March, 18, 2003 archives
sequels and licenses in the game industry
a little number crunching, courtesy of someone in the biz:
90 titles were released in November of 2003 (not including multi-SKUs). Of those, 36 (40%) were "original" (not an affiliated brand or sequel) titles. However, to date (as of Jan. '03), those titles account for just below 19% of total units sold (of those aforementioned 90 titles).publishers like sequels and licensed games because people actually buy them. obviously there are other factors, and i don't think you can just handwave the possibility that there are differences in marketing and distribution that contribute to the sales results. it is almost certainly a self-reinforcing situation. just like the other entertainment sub-industries.

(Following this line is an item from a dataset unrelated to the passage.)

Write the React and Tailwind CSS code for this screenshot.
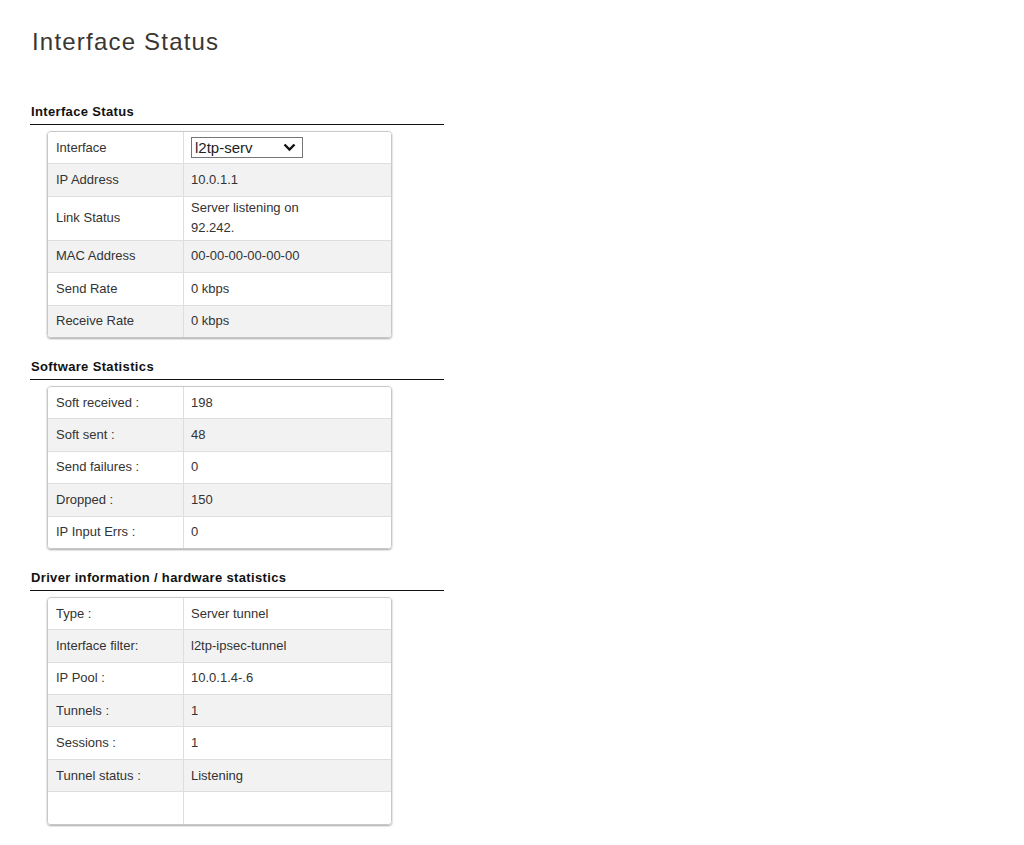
const sections = [
  {
    title: "Interface Status",
    rows: [
      { label: "Interface", select: "l2tp-serv" },
      { label: "IP Address", value: "10.0.1.1" },
      { label: "Link Status", value: ["Server listening on", "92.242."] },
      { label: "MAC Address", value: "00-00-00-00-00-00" },
      { label: "Send Rate", value: "0 kbps" },
      { label: "Receive Rate", value: "0 kbps" },
    ],
  },
  {
    title: "Software Statistics",
    rows: [
      { label: "Soft received :", value: "198" },
      { label: "Soft sent :", value: "48" },
      { label: "Send failures :", value: "0" },
      { label: "Dropped :", value: "150" },
      { label: "IP Input Errs :", value: "0" },
    ],
  },
  {
    title: "Driver information / hardware statistics",
    rows: [
      { label: "Type :", value: "Server tunnel" },
      { label: "Interface filter:", value: "l2tp-ipsec-tunnel" },
      { label: "IP Pool :", value: "10.0.1.4-.6" },
      { label: "Tunnels :", value: "1" },
      { label: "Sessions :", value: "1" },
      { label: "Tunnel status :", value: "Listening" },
      { label: "", value: "" },
    ],
  },
];

const Row = ({ row, index, last }) => {
  const multi = Array.isArray(row.value);
  return (
    <div
      className={
        "flex " +
        (index % 2 === 1 ? "bg-[#f2f2f2] " : "bg-white ") +
        (last ? "" : "border-b border-[#dedede]")
      }
    >
      <div className="w-[136px] shrink-0 border-r border-[#dedede] pl-2 flex items-center">
        <span className="leading-5">{row.label}</span>
      </div>
      <div
        className={
          "flex-1 pl-[7px] flex items-center " +
          (multi ? "h-[43px]" : "h-[31.4px]")
        }
      >
        {row.select ? (
          <div className="w-[112px] h-[21px] border border-[#767676] bg-white flex items-center justify-between pl-[3px] pr-[6px] text-[15px] text-[#222]">
            <span className="leading-none">{row.select}</span>
            <svg width="13" height="9" viewBox="0 0 13 9">
              <path d="M1.5 1.5 L6.5 6.5 L11.5 1.5" fill="none" stroke="#111" strokeWidth="2.4" />
            </svg>
          </div>
        ) : multi ? (
          <div className="leading-5">
            {row.value.map((v) => (
              <div key={v}>{v}</div>
            ))}
          </div>
        ) : (
          <span className="leading-5">{row.value}</span>
        )}
      </div>
    </div>
  );
};

const Section = ({ section }) => (
  <div className="mb-[21px]">
    <div className="w-[414px] border-b border-[#111] pl-px pb-[4px] text-[13px] font-bold tracking-[0.35px] text-[#111] leading-4">
      {section.title}
    </div>
    <div className="ml-[17px] mt-[6px] w-[345px] border border-[#c8c8c8] rounded-[4px] shadow-[0_1px_2px_rgba(0,0,0,0.35)] overflow-hidden">
      {section.rows.map((row, i) => (
        <Row key={i} row={row} index={i} last={i === section.rows.length - 1} />
      ))}
    </div>
  </div>
);

export default function App() {
  return (
    <div
      className="min-h-[845px] bg-white pl-[30px] text-[13px] text-[#333]"
      style={{ fontFamily: '"Liberation Sans", Arial, sans-serif' }}
    >
      <h1 className="pt-[28px] pl-[2px] text-[24px] leading-7 tracking-[1.2px] text-[#3a3632] font-normal">
        Interface Status
      </h1>
      <div className="mt-[48px]">
        {sections.map((s) => (
          <Section key={s.title} section={s} />
        ))}
      </div>
    </div>
  );
}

here was my reaction to the greg costikyan rants:
i want to agree more with what he says, but there's too much of an undercurrent of "everyone else is an idiot and i'm an underfunded genius -- give me money".(there is undoubtedly a measure of projection in this response. i've found that many things that people say about other people are directed largely at themselves.)
tropico
speaking of games, i've been playing tropico lately. it's a well-done sim game in the simcity/caesar/whatever-tycoon genre. there's a tropico 2: pirate cove in the works, which sounds like fun. but the add-on for the first game didn't make it to the mac, which makes me wonder if this new game will make it.
one thing of note is the fairly small team that put together tropico.
oh, how i long for the source code to alpha centauri to be opened up. i'd love to tinker under that hood. i think it is extremely unlikely it would ever happen, of course. we in the computer industry are willing to let software die in order to guarantee no lasting classics are created. shakespeare was a fool.